The Security Operations Center (SOC) at eSentire keeps a close eye on security trends and what threat types are prevalent in the wild. In the two weeks leading up to Black Friday this year, there were two major spikes in information gathering events (see figure 1)—these are instances of actors scanning for system vulnerabilities. Following these two spikes, the number of intrusion attempts showed distinct increases. The intrusion attempts category is comprised of illegitimate login attempts and exploiting both known and unknown vulnerabilities.
Due to the temporal occurrence of these events it can be stated with high confidence that the information gathering threats and intrusion attempts are correlated. Once cyber criminals identified vulnerabilities in their scans (Information Gathering), they proceeded to attempt to exploit these vulnerabilities (Intrusion Attempts). This activity occurred in the weeks leading up to Black Friday and Cyber Monday, two extremely popular shopping days.

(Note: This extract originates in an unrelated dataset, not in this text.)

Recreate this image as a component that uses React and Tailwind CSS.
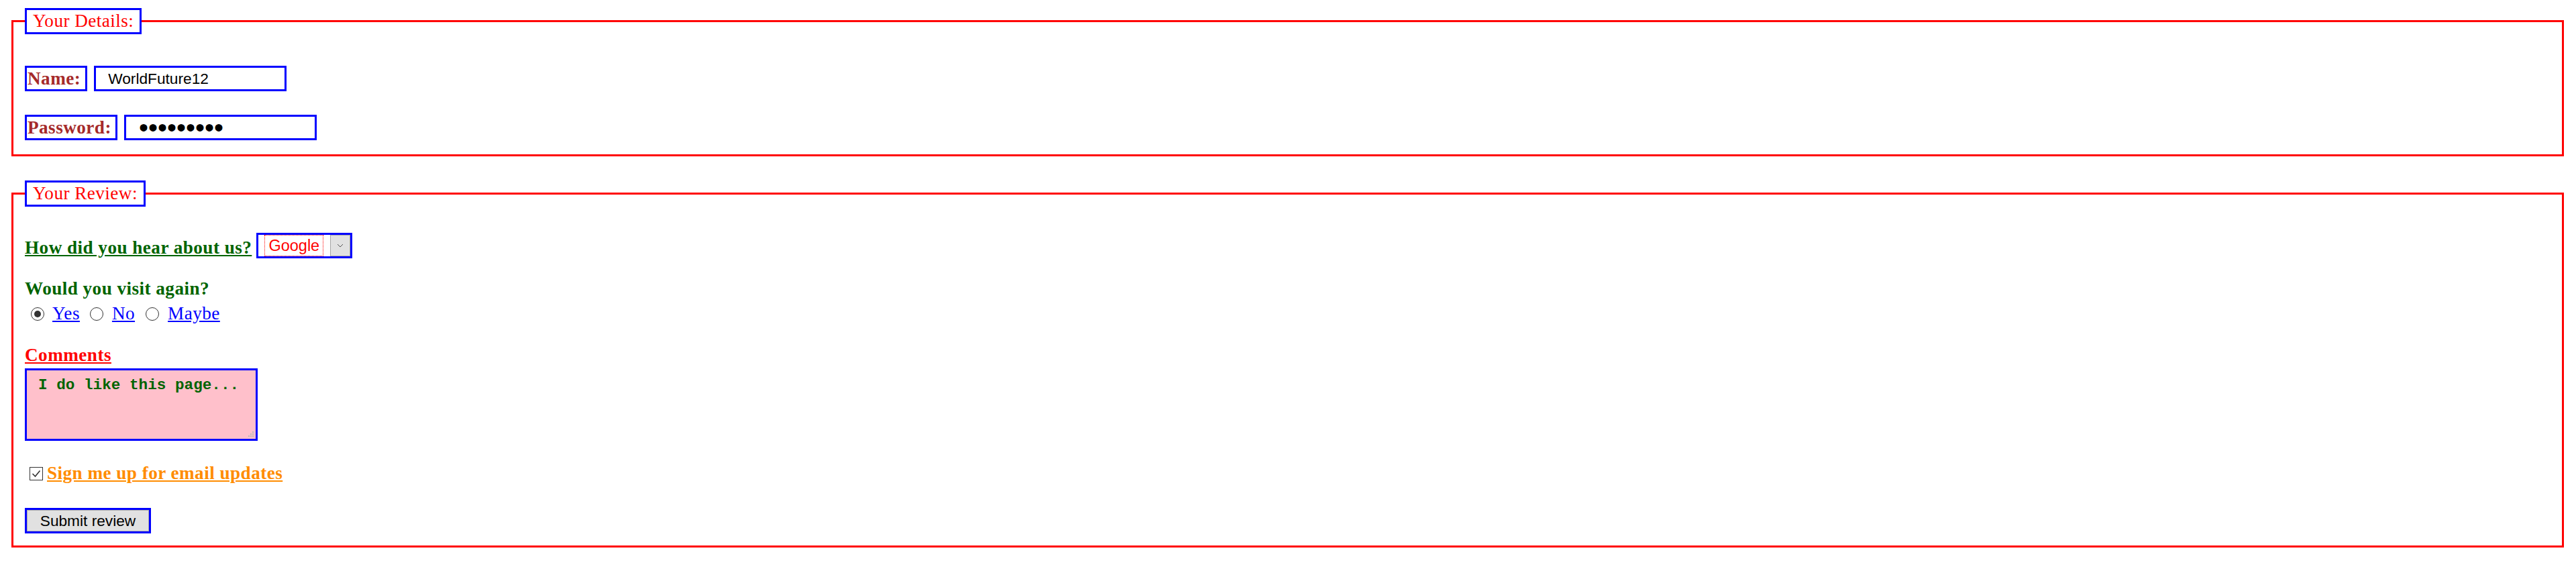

The Threat Intelligence team at eSentire has also identified multiple malware droppers, such as Emotet and Hancitor, being used to deliver credential stealing banking malware like IcedID, Ursnif and Vawtrack.
The worries surrounding security and theft during the holidays can feel overwhelming, but you aren’t alone. On November 27th (Cyber Monday) a joint operation was conducted that seized over 20,500 domains used to sell counterfeit goods. Operation “In Our Sites” was led by Interpol and included law enforcement agencies from 25 European Union member states and the FBI . The removal of unscrupulous sites like these, especially before big shopping days, makes the internet safer for all of us.
Government organizations such as the Internal Revenue Service (IRS) have placed an added focus on phishing this season with awareness reports . There is a general consensus among security professionals that the threat posed by phishing emails is greater during holiday seasons. Seasonal themed phishing emails may include fake sales and notifications of package delivery. With all the ads and emails over this season, it is easy to forget about security, but phishing is one of the main methods criminals use for stealing information and delivering malicious content.
There are some simple steps that should be implemented year-round to help keep users safe from cyber-threats. Use unique passwords for all accounts so that if one account is compromised the malicious actor will not be able to easily compromise your other accounts. A longer password is a stronger password; make use of a passphrase rather than a single word password that could be easily broken by a brute force or dictionary attack. Only visit trusted websites that use secure communication processes; look for the padlock icon to left of the URL to be sure (see figure 2). The padlock indicates that the connection is secure. Lastly, it is always a good idea to regularly check bank and credit card statements to be sure that you haven’t been compromised.
Stay secure and enjoy the incoming holiday season!